① 目的物(土地あるいは建物)に対する税金が高くなったこと。
② 目的物自体の価格が高くなったこと。
③ 付近一帯の賃料が高くなったこと。

④ 賃貸店舗等の場合,借家人が多額の利益をあげたこと等
以上に該当する場合,地代・家賃の増額(値上げ)が認められる場合があります。

Q5.地代・家賃の改訂(改定)交渉を行う場合,鑑定評価書を用意するメリットはありますか?
A継続賃料の査定は個人でもできますが,国家資格者である不動産鑑定士が作成した鑑定評価書には客観性・信頼性があります。従って,不動産鑑定士が用意した裏づけ資料を用意することで,ただ情に訴えるだけの交渉ではなく,交渉の相手を納得させうる「理詰めの交渉」が可能となります。
また,交渉の結果合意に至らず調停・訴訟になった場合に賃料調査報告書・賃料鑑定評価書は裁判などでの立証資料としてご活用することが可能です。

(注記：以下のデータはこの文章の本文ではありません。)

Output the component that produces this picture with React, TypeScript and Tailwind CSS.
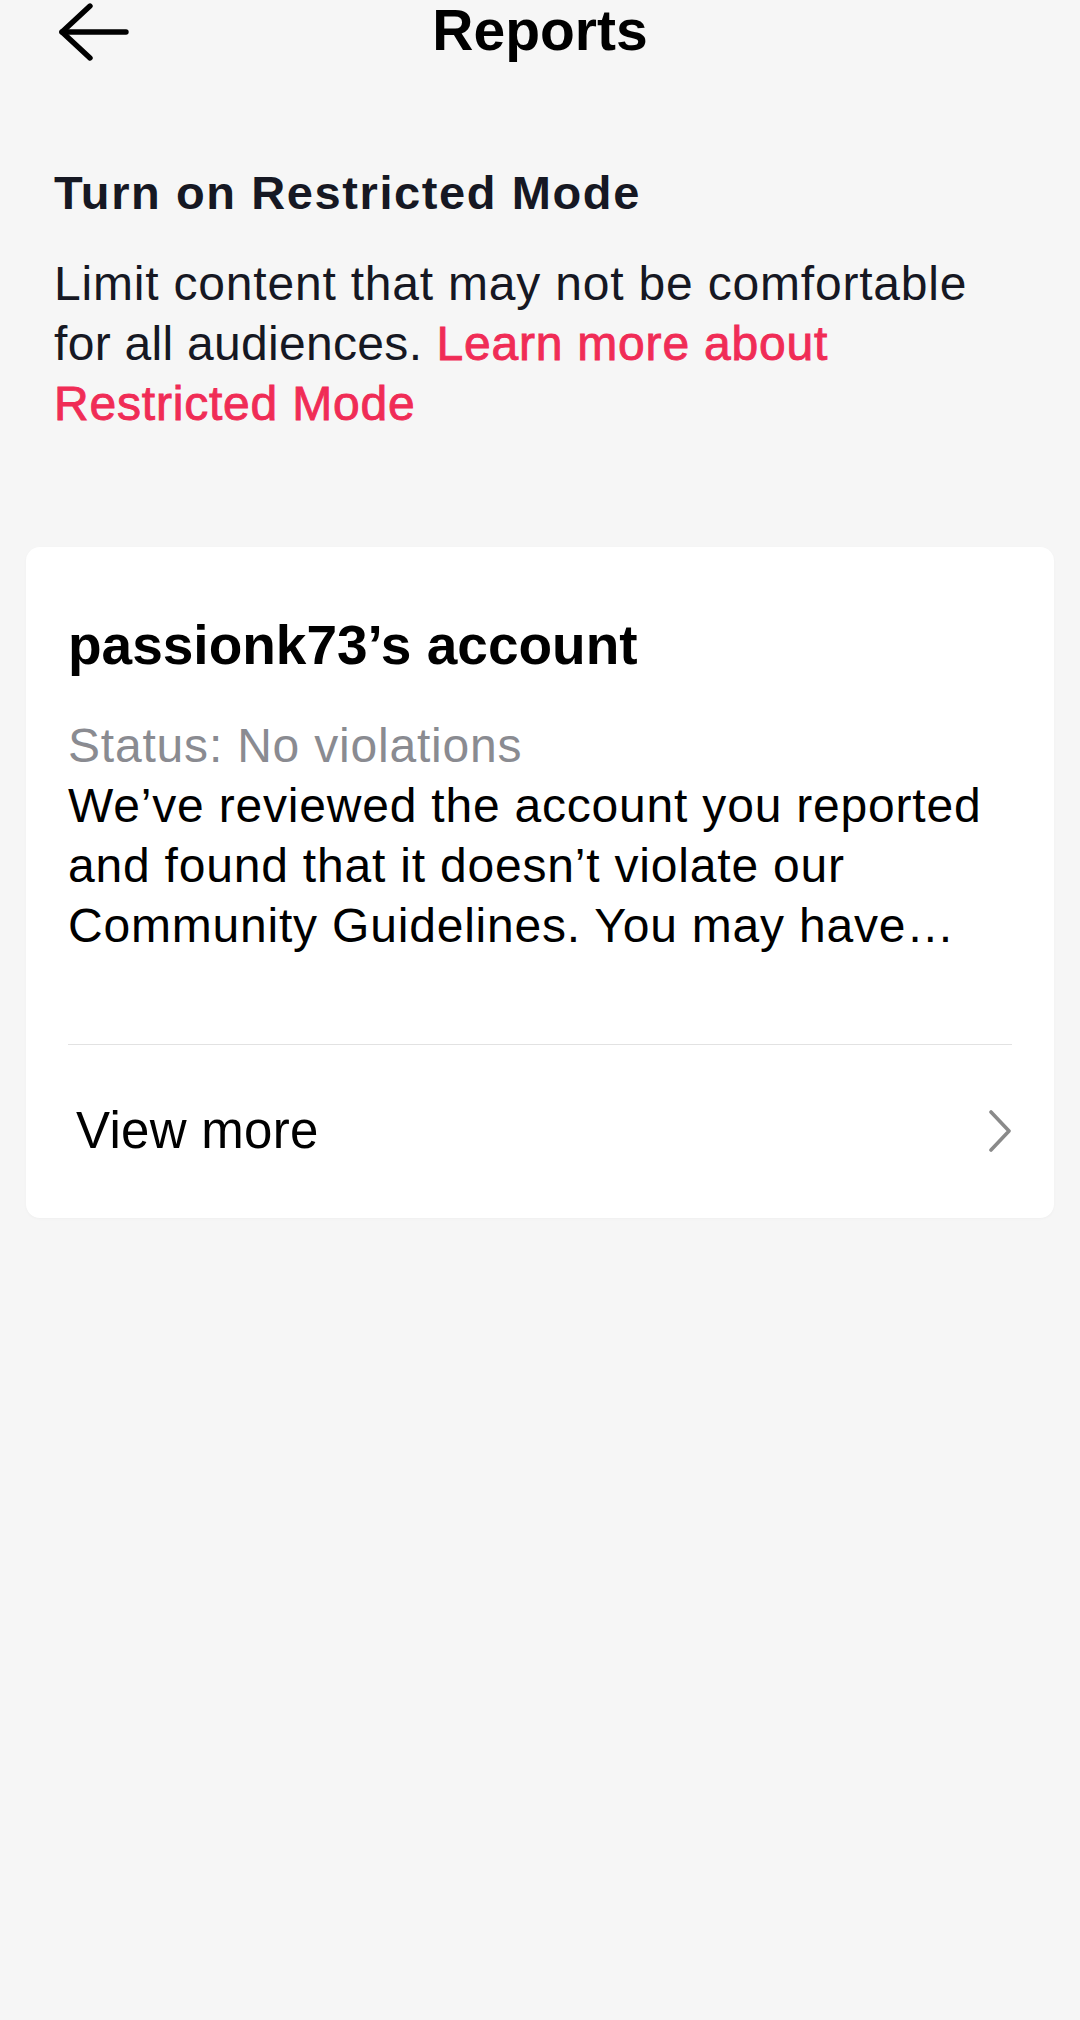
import React from 'react';

function BackArrow() {
  return (
    <svg width="70" height="60" viewBox="0 0 70 60" fill="none" stroke="#000" strokeWidth="5.4" strokeLinecap="round" strokeLinejoin="round">
      <path d="M67 30H3" />
      <path d="M31 4L3 30L31 56" />
    </svg>
  );
}

function Chevron() {
  return (
    <svg width="24" height="42" viewBox="0 0 24 42" fill="none" stroke="#8a8a8a" strokeWidth="3.6" strokeLinecap="round" strokeLinejoin="round">
      <path d="M3 2L21 21L3 40" />
    </svg>
  );
}

export default function App() {
  return (
    <div className="min-h-screen bg-[#f6f6f6] font-['Liberation_Sans',Arial,sans-serif] text-[#161823]">
      <header className="grid h-[64px] grid-cols-[1fr_auto_1fr] items-start">
        <div className="ml-[59px] mt-[2px]">
          <BackArrow />
        </div>
        <h1 className="text-[57px] font-bold leading-[60px] text-black">Reports</h1>
        <div />
      </header>

      <section className="pl-[54px] pr-[60px] pt-[101px]">
        <h2 className="text-[47px] font-bold leading-[56px] tracking-[1.6px]">Turn on Restricted Mode</h2>
        <p className="mt-[33px] text-[48px] leading-[60px] tracking-[0.8px]">
          <span>Limit content that may not be comfortable</span>{' '}
          <span className="tracking-[0.3px]">for all audiences.</span>{' '}
          <span className="text-[#f02c56] [-webkit-text-stroke:0.9px_#f02c56]">Learn more about</span>{' '}
          <span className="text-[#f02c56] [-webkit-text-stroke:0.9px_#f02c56]">Restricted Mode</span>
        </p>
      </section>

      <div className="mx-[26px] mt-[113px] rounded-[14px] bg-white px-[42px] pb-[57px] pt-[66px] text-black shadow-[0_1px_3px_rgba(0,0,0,0.03)]">
        <h3 className="text-[55px] font-bold leading-[64px]">passionk73’s account</h3>
        <div className="mt-[39px] text-[48px] leading-[60px] tracking-[0.8px]">
          <p className="text-[#8a8b91]">Status: No violations</p>
          <p>
            We’ve reviewed the account you reported and found that it doesn’t violate our Community
            Guidelines. You may have…
          </p>
        </div>
        <div className="mt-[88px] h-px bg-[#e2e2e2]" />
        <div className="mt-[56px] flex items-center justify-between pl-[8px]">
          <span className="text-[51px] leading-[60px] tracking-[0.3px]">View more</span>
          <Chevron />
        </div>
      </div>
    </div>
  );
}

Q6.調停・訴訟になった場合,弁護士・司法書士を紹介してくれますか?
A.話し合いがまとまらず訴訟に至った場合には法律の専門家である弁護士・司法書士に依頼なさった方が賢明でしょう。弁護士・司法書士の紹介は当方にて可能ですが,訴訟にかかる費用は多額になりますので収支の観点から慎重な判断が必要です(紹介料等の費用は無料です)。

Q7.賃料調査報告書や不動産鑑定評価書を依頼した場合,自分に代わって地主さんや大家さんとの地代・家賃の改訂(改定)交渉はやってくれますか?
A.賃料の改定交渉は弁護士法72条( 非弁活動の禁止)に抵触するおそれがあり不動産鑑定士は行うことが出来ません。

Q8.完全成功報酬で、地主さんや大家さんとの地代・家賃の改訂(改定)交渉はやってもらえますか?
A.完全成功報酬での賃料の改定交渉は弁護士法72条( 非弁活動の禁止)に抵触するおそれがあり不動産鑑定士は行うことが出来ません。

Q9.もし,地代・家賃減額(値下げ)をめぐって訴訟になった場合,不動産鑑定評価書は必ず必要になりますか?
A.地代・家賃減額(値下げ)訴訟の場合のみではなく,不動産の価格・賃料に絡む係争に当たっては不動産鑑定士の鑑定評価書が決めて的役割を果たしますのであった方が説得力高く裁判上有利になるかと思われます。なお、係争に絡む鑑定評価は,裁判等に係る精神的な負担や作業量が多いことから当事務所の報酬額も基本料金の2割増しと高めになっています。